Maria was originally engaged to Nicolas Alexandrovitch (the young Tsarevich who died), but after his death, she married his brother, who became Alexander III.  In 1896, the 49 years old widow learned of plans to build a new Russian Orthodox Church in Nice, as the one on Longchamp had become too small for the growing community.  She took the project to heart and set about finding the funds for it.  Her son, Tsar Nicholas II paid for most of the church from his private funds.

This time, there were no restrictions to keep the Russians from building a church.  Nice had become a part of France and embraced religious freedom, so the Russian community could have their Russian-style cathedral – bells and all. They wanted to represent Russia in her glory with an exuberant traditional design.

At first, they planned to raze the church on Longchamp and replace it with the new one.  But the site was too small.  Next they chose a site at the corner of rues Verdi and Berlios. Unfortunately, the soil there wasn’t suitable for such a large structure.  So Maria asked her son, Tsar Nicholas II, to donate some of the land next to the Tsarevich chapel which turned out to be the perfect spot.

The architect had designed a beautiful building for the previous site which had two large identical entrances to take advantage of access from the two streets.  Even though the new location was not on a street corner, they liked the design and decided to keep it.  This is why today you will see two entrances to the Cathedral, only one of which is used.

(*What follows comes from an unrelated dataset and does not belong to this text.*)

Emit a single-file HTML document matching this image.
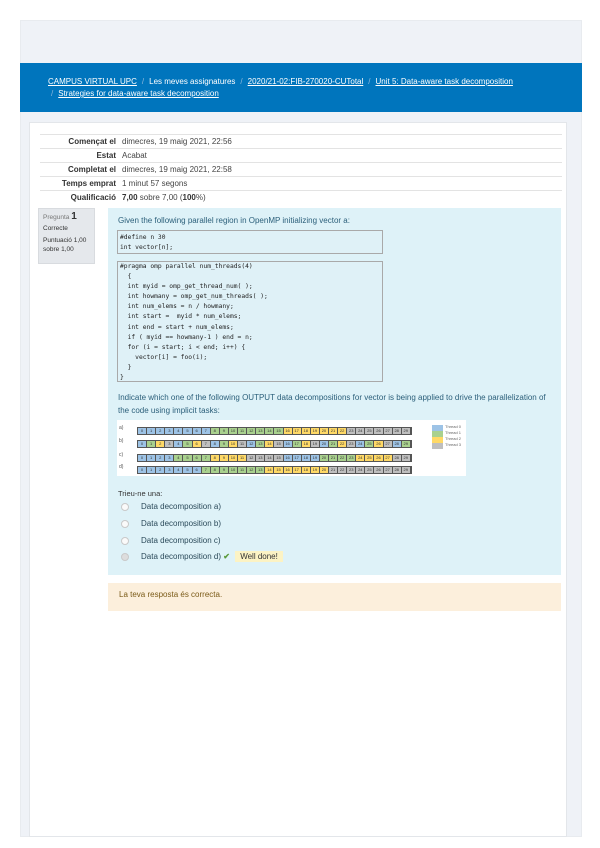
<!DOCTYPE html>
<html><head><meta charset="utf-8"><style>
*{margin:0;padding:0;box-sizing:border-box}
body{width:600px;height:848px;background:#fff;font-family:"Liberation Sans",sans-serif;position:relative;overflow:hidden;color:#333}
.abs{position:absolute}
#band{left:20px;top:20px;width:562px;height:817px;background:#eff2f7;border:1px solid #e8ebef}
#hdr{left:20px;top:63px;width:562px;height:49px;background:#0075bd}
#hdr div{position:absolute;font-size:8px;color:#fff;white-space:nowrap}
#hdr u{color:#fff}
#hdr .s{color:#8fb9dc;margin:0 5px}
#card{left:29px;top:122px;width:538px;height:715px;background:#fff;border:1px solid #e3e6ea}
.row{position:absolute;left:40px;width:522px;height:14px;border-top:1px solid #e3e3e3;font-size:8px;line-height:13px}
.row b{position:absolute;right:446px;font-weight:bold;color:#333}
.row span{position:absolute;left:82px;color:#444}
#info{left:38px;top:208px;width:57px;height:56px;background:#e5e8ec;border:1px solid #d8dbdf;font-size:6.5px;color:#333;padding:3px 4px;line-height:9px}
#q{left:108px;top:208px;width:453px;height:367px;background:#def2f8}
.code{position:absolute;left:117px;width:266px;background:#dff1f7;border:1px solid #a9a9a9;font-family:"DejaVu Sans Mono","Liberation Mono",monospace;font-size:6.3px;color:#222;padding:0 2px;white-space:pre}
.t{position:absolute;font-size:8px;color:#2b5f7a;white-space:nowrap}
.opt{position:absolute;left:121px;font-size:8px;color:#2b4a5a;white-space:nowrap}
.opt i{position:absolute;left:0;top:1px;width:8px;height:8px;border:1px solid #c9c9c9;border-radius:50%;background:#fafafa}
.opt span{position:absolute;left:20px}
#fb{left:108px;top:583px;width:453px;height:28px;background:#fcefdc;font-size:8px;color:#7a5a17;padding:7px 11px}
.strip{position:absolute;left:137px;height:8px;display:flex;border:1px solid #555}
.strip div{width:9.1px;height:6px;border-right:1px solid #555;font-size:4px;line-height:6px;text-align:center;color:#333}
</style></head><body>
<div id="band" class="abs"></div>
<div id="hdr" class="abs">
<div style="left:28px;top:14px"><u>CAMPUS VIRTUAL UPC</u><span class="s">/</span>Les meves assignatures<span class="s">/</span><u>2020/21-02:FIB-270020-CUTotal</u><span class="s">/</span><u>Unit 5: Data-aware task decomposition</u></div>
<div style="left:31px;top:26px"><span class="s" style="margin-left:0">/</span><u>Strategies for data-aware task decomposition</u></div>
</div>
<div id="card" class="abs"></div>
<div class="row" style="top:134px"><b>Començat el</b><span>dimecres, 19 maig 2021, 22:56</span></div>
<div class="row" style="top:148px"><b>Estat</b><span>Acabat</span></div>
<div class="row" style="top:162px"><b>Completat el</b><span>dimecres, 19 maig 2021, 22:58</span></div>
<div class="row" style="top:176px"><b>Temps emprat</b><span>1 minut 57 segons</span></div>
<div class="row" style="top:190px;border-bottom:0"><b>Qualificació</b><span><b style="position:static">7,00</b> sobre 7,00 (<b style="position:static">100</b>%)</span></div>
<div id="info" class="abs"><span style="color:#777">Pregunta</span> <b style="font-size:10px">1</b><br><span style="line-height:14px">Correcte</span><br>Puntuació 1,00 sobre 1,00</div>
<div id="q" class="abs"></div>
<div class="t" style="left:118px;top:216px">Given the following parallel region in OpenMP initializing vector a:</div>
<div class="code" style="top:230px;height:24px;line-height:9.5px;padding-top:2px">#define n 30
int vector[n];</div>
<div class="code" style="top:261px;height:121px;line-height:10.1px;padding-top:0">#pragma omp parallel num_threads(4)
  {
  int myid = omp_get_thread_num( );
  int howmany = omp_get_num_threads( );
  int num_elems = n / howmany;
  int start =  myid * num_elems;
  int end = start + num_elems;
  if ( myid == howmany-1 ) end = n;
  for (i = start; i &lt; end; i++) {
    vector[i] = foo(i);
  }
}</div>
<div class="t" style="left:118px;top:393px">Indicate which one of the following OUTPUT data decompositions for vector is being applied to drive the parallelization of</div>
<div class="t" style="left:118px;top:406px">the code using implicit tasks:</div>
<div class="abs" style="left:117px;top:420px;width:349px;height:56px;background:#fff"></div>
<div id="strips"></div>
<div class="abs" style="left:119px;top:425px;font-size:5px;color:#555">a)</div>
<div class="abs" style="left:119px;top:438px;font-size:5px;color:#555">b)</div>
<div class="abs" style="left:119px;top:452px;font-size:5px;color:#555">c)</div>
<div class="abs" style="left:119px;top:464px;font-size:5px;color:#555">d)</div>
<div class="abs" style="left:432px;top:425px;width:11px;height:6px;background:#9dc3e6"></div>
<div class="abs" style="left:432px;top:431px;width:11px;height:6px;background:#a9d18e"></div>
<div class="abs" style="left:432px;top:437px;width:11px;height:6px;background:#ffd966"></div>
<div class="abs" style="left:432px;top:443px;width:11px;height:6px;background:#bfbfbf"></div>
<div class="abs" style="left:445px;top:424px;font-size:4px;line-height:6px;color:#666">Thread 0<br>Thread 1<br>Thread 2<br>Thread 3</div>
<div class="t" style="left:118px;top:489px;font-size:7.5px;color:#333">Trieu-ne una:</div>
<div class="opt" style="top:502px"><i></i><span>Data decomposition a)</span></div>
<div class="opt" style="top:519px"><i></i><span>Data decomposition b)</span></div>
<div class="opt" style="top:536px"><i></i><span>Data decomposition c)</span></div>
<div class="opt" style="top:552px"><i style="background:#ddd"></i><span>Data decomposition d) <b style="color:#5a9a3a">✔</b> <span style="position:static;background:#fcf3c4;padding:1px 5px;color:#333;margin-left:3px">Well done!</span></span></div>
<div id="fb" class="abs">La teva resposta és correcta.</div>
<script>
var C=['#9dc3e6','#a9d18e','#ffd966','#bfbfbf'];
var rows=[[427,i=>i<8?0:i<16?1:i<23?2:3],[440,i=>i%4],[454,i=>Math.floor(i/4)%4],[466,i=>i<7?0:i<14?1:i<21?2:3]];
var h='';
rows.forEach(r=>{h+='<div class="strip" style="top:'+r[0]+'px">';for(var i=0;i<30;i++)h+='<div style="background:'+C[r[1](i)]+'">'+i+'</div>';h+='</div>';});
document.getElementById('strips').innerHTML=h;
</script>
</body></html>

The first stone was laid in 1903 and it was finished in 1912.  Today, it sits like a little jewel, in a green park on Avenue Nicolas II, just off Boulevard du Tzarewitch.

Russian Imperial Family Chart

These three monuments, which are tied to the history of these Tsarinas, are still used and enjoyed by the Russian Orthodox community in Nice today.  The Cathedral is also open to the public.  Of course, it is still a place of worship so you must dress appropriately and be on your best behaviour.